While NLP has made serious inroads into accomplishing goals from first
to third, the fact that NLP system can not, of themselves, draw inferences from
text, NLU still remains the goal of NLP. Also there are some practical
applications of NLP. An NLP-based IR system has the goal of providing more
precise, complete information in response to a user’s real information need.
The goal of the NLP system is to represent the true meaning and intent of the
user’s query, which can be expressed as naturally in everyday language.
APPLICATIONS OF NLP
NLP lie in a number of disciplines like computer and information
sciences, linguistics, mathematics, electrical and electronic engineering,
artificial intelligence and robotics, psychology etc. Applications of NLP
include a number of fields of studies such as machine translation, natural
language text processing, summarization, user interfaces multilingual and Gross
language information retrieval (CLIR), speech recognition, artificial
intelligence and expert system. Research on NLP is regularly published in a
number of conferences such as the annual proceedings of ACL (Association of
Computational Linguistics) and its European counter part EACL, biennial
proceedings of the Message Understanding Conferences (MUCS), Text Retrieval
Conferences (TRECS) and ACM-SIGIR (Association of Computing Machinery-Special
Interest Group on Information Retrieval) conferences.
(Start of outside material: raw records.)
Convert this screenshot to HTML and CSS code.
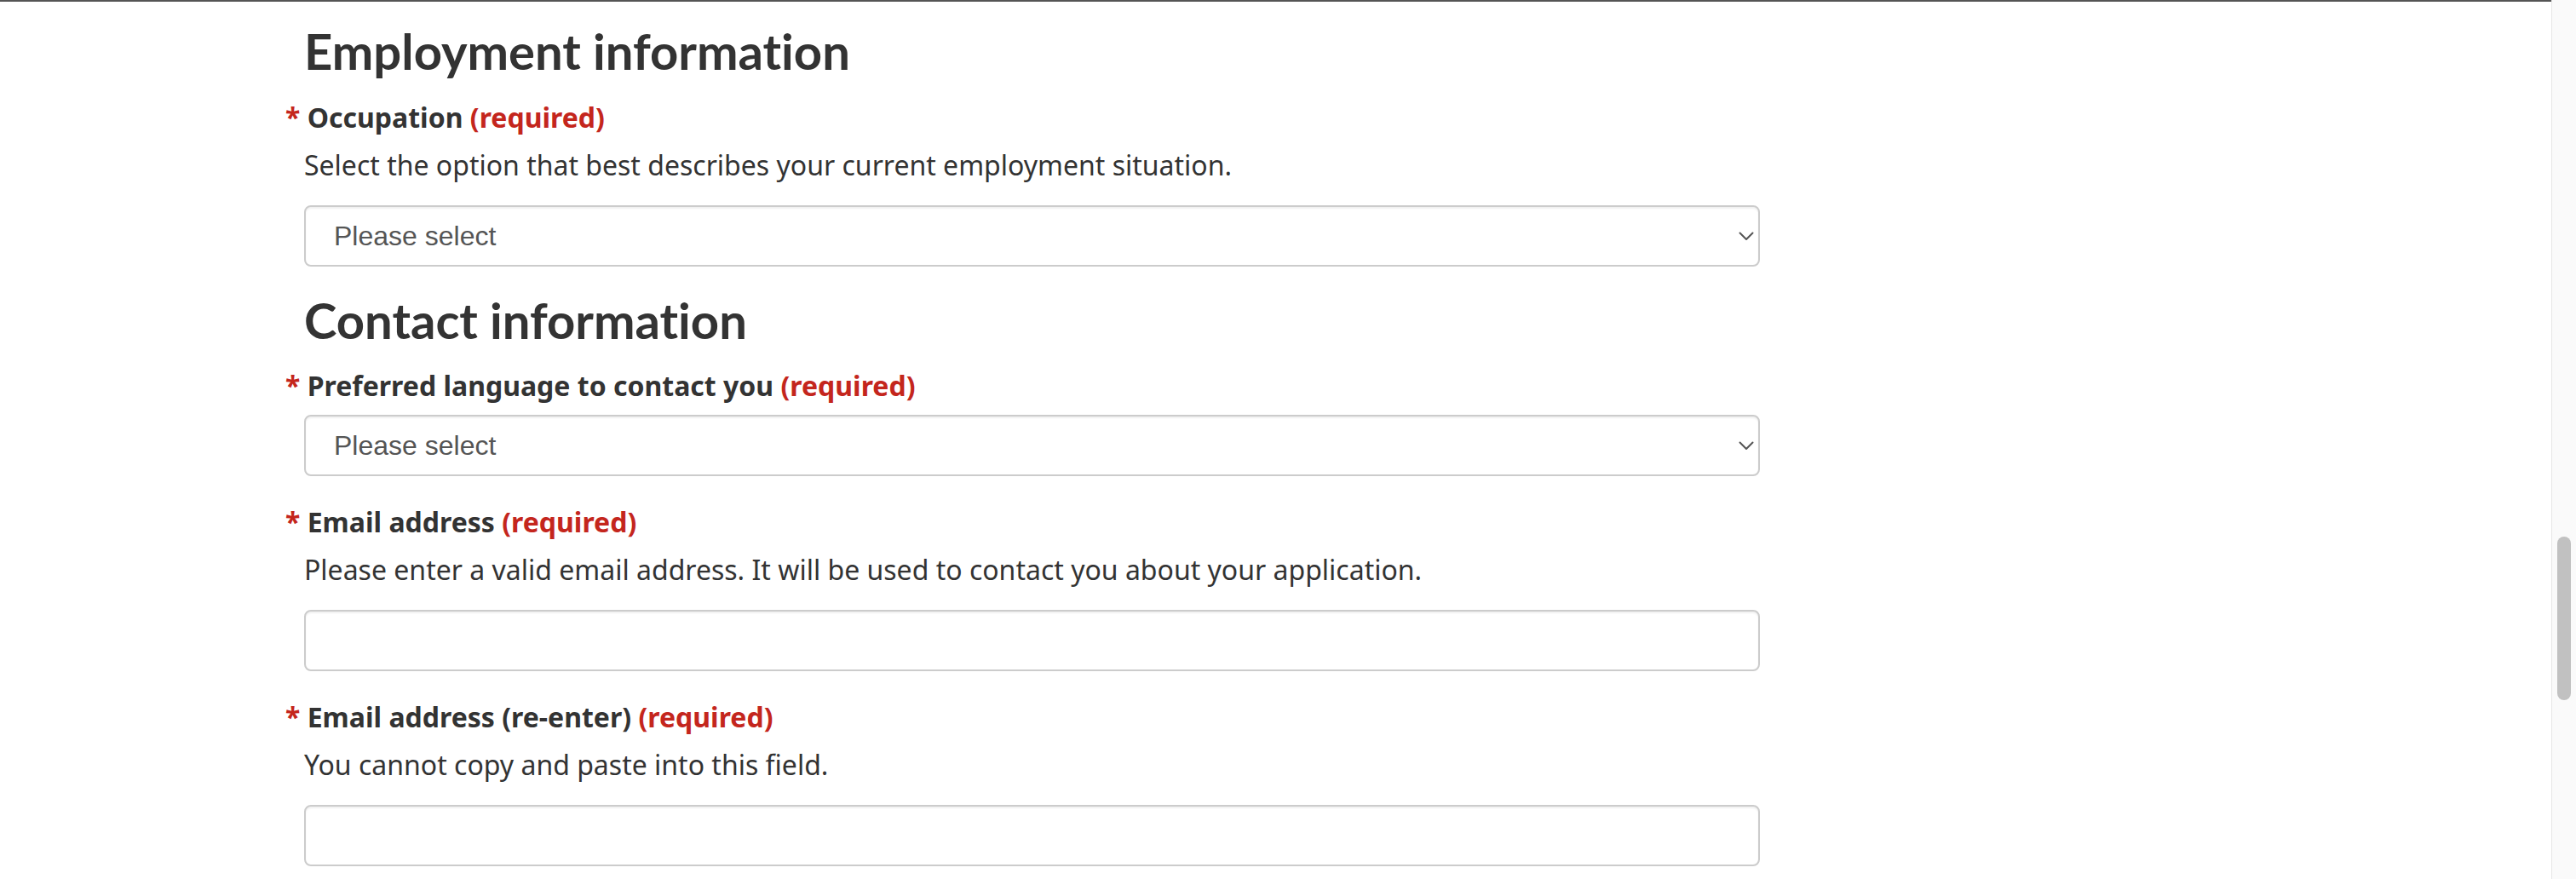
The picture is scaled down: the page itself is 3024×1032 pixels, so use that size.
FILE: index.html
```html
<!DOCTYPE html>
<html lang="en">
<head>
<meta charset="utf-8">
<title>Application form</title>
<link rel="stylesheet" href="styles.css">
</head>
<body>
<div class="page">
  <main class="form">
    <section class="section">
      <h2 class="section-title">Employment information</h2>
      <div class="field">
        <label class="field-label" for="occupation"><span class="req-mark">*</span> Occupation <span class="req">(required)</span></label>
        <p class="hint">Select the option that best describes your current employment situation.</p>
        <div class="select-wrap">
          <select id="occupation" class="control control-select"><option>Please select</option></select>
          <svg class="chevron" width="18" height="11" viewBox="0 0 18 11" aria-hidden="true"><path d="M1.5 1.5 L9 9 L16.5 1.5" fill="none" stroke="#555" stroke-width="2" stroke-linecap="round" stroke-linejoin="round"/></svg>
        </div>
      </div>
    </section>
    <section class="section">
      <h2 class="section-title">Contact information</h2>
      <div class="field">
        <label class="field-label field-label-solo" for="language"><span class="req-mark">*</span> Preferred language to contact you <span class="req">(required)</span></label>
        <div class="select-wrap">
          <select id="language" class="control control-select"><option>Please select</option></select>
          <svg class="chevron" width="18" height="11" viewBox="0 0 18 11" aria-hidden="true"><path d="M1.5 1.5 L9 9 L16.5 1.5" fill="none" stroke="#555" stroke-width="2" stroke-linecap="round" stroke-linejoin="round"/></svg>
        </div>
      </div>
      <div class="field">
        <label class="field-label" for="email"><span class="req-mark">*</span> Email address <span class="req">(required)</span></label>
        <p class="hint">Please enter a valid email address. It will be used to contact you about your application.</p>
        <input id="email" class="control" type="email">
      </div>
      <div class="field">
        <label class="field-label" for="email2"><span class="req-mark">*</span> Email address (re-enter) <span class="req">(required)</span></label>
        <p class="hint">You cannot copy and paste into this field.</p>
        <input id="email2" class="control" type="email">
      </div>
    </section>
  </main>
  <div class="scrollbar"><div class="scrollbar-thumb"></div></div>
</div>
</body>
</html>
```
FILE: styles.css
```css
html, body {
  margin: 0;
  padding: 0;
  height: 1032px;
  overflow: hidden;
  background: #fff;
}

.page {
  height: 1032px;
  box-sizing: border-box;
  border-top: 2px solid #555;
  font-family: "Noto Sans", "Open Sans", sans-serif;
  color: #333;
}

.form {
  width: 1709px;
  padding: 23px 0 0 357px;
}

.section-title {
  margin: 0 0 19px;
  font-family: Lato, "Noto Sans", sans-serif;
  font-weight: 700;
  font-size: 58px;
  line-height: 1.2;
  color: #333;
  font-variant-ligatures: none;
  font-feature-settings: "liga" 0, "clig" 0;
}

.field {
  margin-bottom: 30px;
}

.section > .field:last-child {
  margin-bottom: 28px;
}

.field-label {
  display: block;
  margin: 0 0 8px -22px;
  font-size: 32px;
  line-height: 48px;
  font-weight: 700;
  color: #333;
}

.field-label-solo {
  margin-bottom: 10px;
}

.req-mark,
.req {
  color: #c4261d;
}

.hint {
  margin: 0 0 23px;
  font-size: 32px;
  line-height: 48px;
  font-weight: 400;
  color: #333;
}

.control {
  display: block;
  width: 1709px;
  height: 72px;
  box-sizing: border-box;
  margin: 0;
  border: 2px solid #cccccc;
  border-radius: 8px;
  background: #fff;
  box-shadow: inset 0 2px 2px rgba(0, 0, 0, 0.06);
  font-family: "Liberation Sans", Arial, sans-serif;
  font-size: 32px;
  color: #555;
  outline: none;
}

.control-select {
  -webkit-appearance: none;
  appearance: none;
  padding: 0 60px 0 33px;
}

.select-wrap {
  position: relative;
  width: 1709px;
}

.chevron {
  position: absolute;
  right: 7px;
  top: 31px;
  pointer-events: none;
}

.scrollbar {
  position: fixed;
  top: 0;
  right: 0;
  width: 28px;
  height: 1032px;
  background: #fafafa;
  border-left: 1px solid #e6e6e6;
}

.scrollbar-thumb {
  position: absolute;
  left: 6px;
  top: 630px;
  width: 16px;
  height: 192px;
  border-radius: 8px;
  background: #c1c1c1;
}
```
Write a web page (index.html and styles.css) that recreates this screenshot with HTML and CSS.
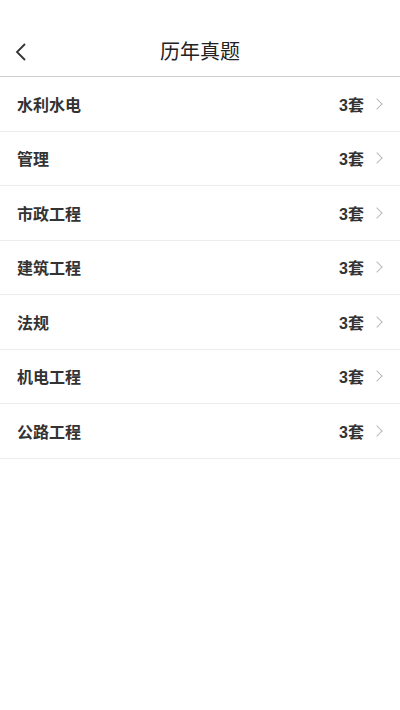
FILE: index.html
```html
<!DOCTYPE html>
<html lang="zh-CN">
<head>
  <meta charset="UTF-8" />
  <meta name="viewport" content="width=device-width, initial-scale=1.0" />
  <title>历年真题</title>
  <link rel="stylesheet" href="styles.css">
</head>
<body>
  <header class="nav">
    <span class="back">
      <svg width="14" height="20" viewBox="0 0 14 20"><path d="M11 2 L3 10 L11 18" fill="none" stroke="#333" stroke-width="1.8"/></svg>
    </span>
    <h1>历年真题</h1>
  </header>

  <ul class="list">
    <li><span class="name">水利水电</span><span class="count">3套</span><span class="arrow"></span></li>
    <li><span class="name">管理</span><span class="count">3套</span><span class="arrow"></span></li>
    <li><span class="name">市政工程</span><span class="count">3套</span><span class="arrow"></span></li>
    <li><span class="name">建筑工程</span><span class="count">3套</span><span class="arrow"></span></li>
    <li><span class="name">法规</span><span class="count">3套</span><span class="arrow"></span></li>
    <li><span class="name">机电工程</span><span class="count">3套</span><span class="arrow"></span></li>
    <li><span class="name">公路工程</span><span class="count">3套</span><span class="arrow"></span></li>
  </ul>
</body>
</html>
```

FILE: styles.css
```css
body {
  margin: 0;
  font-family: "Liberation Sans", "Noto Sans CJK SC", sans-serif;
  background: #fff;
  color: #333;
}

.nav {
  height: 77px;
  border-bottom: 1px solid #cfcfcf;
  display: flex;
  align-items: flex-end;
  justify-content: center;
  position: relative;
  box-sizing: border-box;
  padding-bottom: 10px;
}

.nav h1 {
  margin: 0;
  font-size: 20px;
  font-weight: 400;
  color: #222;
  line-height: 28px;
}

.nav .back {
  position: absolute;
  left: 14px;
  bottom: 14px;
  display: flex;
}

.list {
  list-style: none;
  margin: 0;
  padding: 0;
}

.list li {
  height: 53.5px;
  border-bottom: 1px solid #ececec;
  display: flex;
  align-items: center;
  padding: 0 17px 0 17px;
}

.list .name {
  flex: 1;
  font-size: 16px;
  font-weight: 700;
  color: #333;
}

.list .count {
  font-size: 16px;
  font-weight: 700;
  color: #333;
}

.list .arrow {
  width: 7px;
  height: 7px;
  border-top: 1.3px solid #bbb;
  border-right: 1.3px solid #bbb;
  transform: rotate(45deg);
  margin-left: 9px;
  margin-right: 2px;
}
```
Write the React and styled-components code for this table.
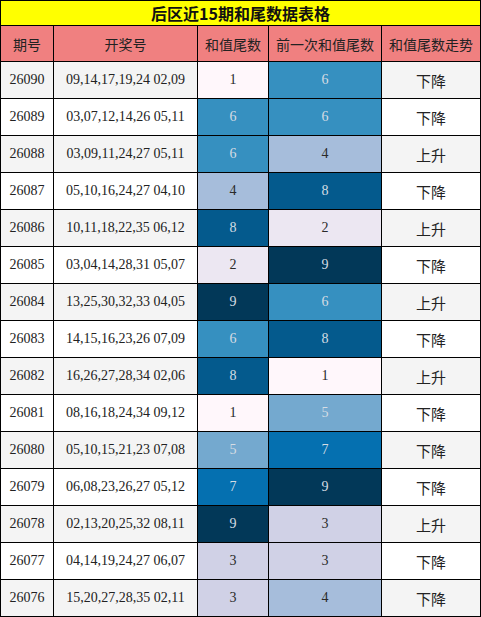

As natural language processing technology matures, it is increasingly
being used to support other computer applications. Such use naturally falls
into two areas, one in which linguistic analysis merely serves as an interface
to the primary program and the second one in which natural language
considerations are central to the application. Natural language interfaces into
a request in a formal database query language, and the program then proceeds as
it would without the use of natural language processing techniques. The design
of question answering systems is similar to that for interfaces to database
management systems. One difference however, is that the knowledge base
supporting the question answering system does not have the structure of a
database. Similarly in message understanding systems, a fairly complete
linguistic analysis may be required but the messages are relatively short and
the domain is often limited. Also some more application areas include
information and text categorization. In both applications, natural language
processing imposes a linguistic representation on each document being
considered. In text categorization a collection of documents is inspected and
all documents are grouped into several categories based on the characteristics
of the linguistic representations of the documents. In information filtering
documents satisfying some criterion are singled out from a collection.
Discourse Knowledge
While syntax and semantics work with sentence-length units, the
discourse level of NLP works with units of text longer than a sentence i.e. it
does not interpret multi-sentence texts as just concatenated sentences, each of
which can be interpreted singly. Discourse focuses on the properties of the
text as a whole that convey meaning by making connections between component
sentences. Several types of discourse processing can occur at this level like
anaphora resolution and discourse/text structure recognition. Anaphora
resolution is the replacing of words such as pronouns which are semantically
vacant with the appropriate entity to which they refer. For example, newspaper
articles can be deconstructed into discourse components such as: lead, main
story, previous events, evaluation etc. A discourse is a sequence of sentences.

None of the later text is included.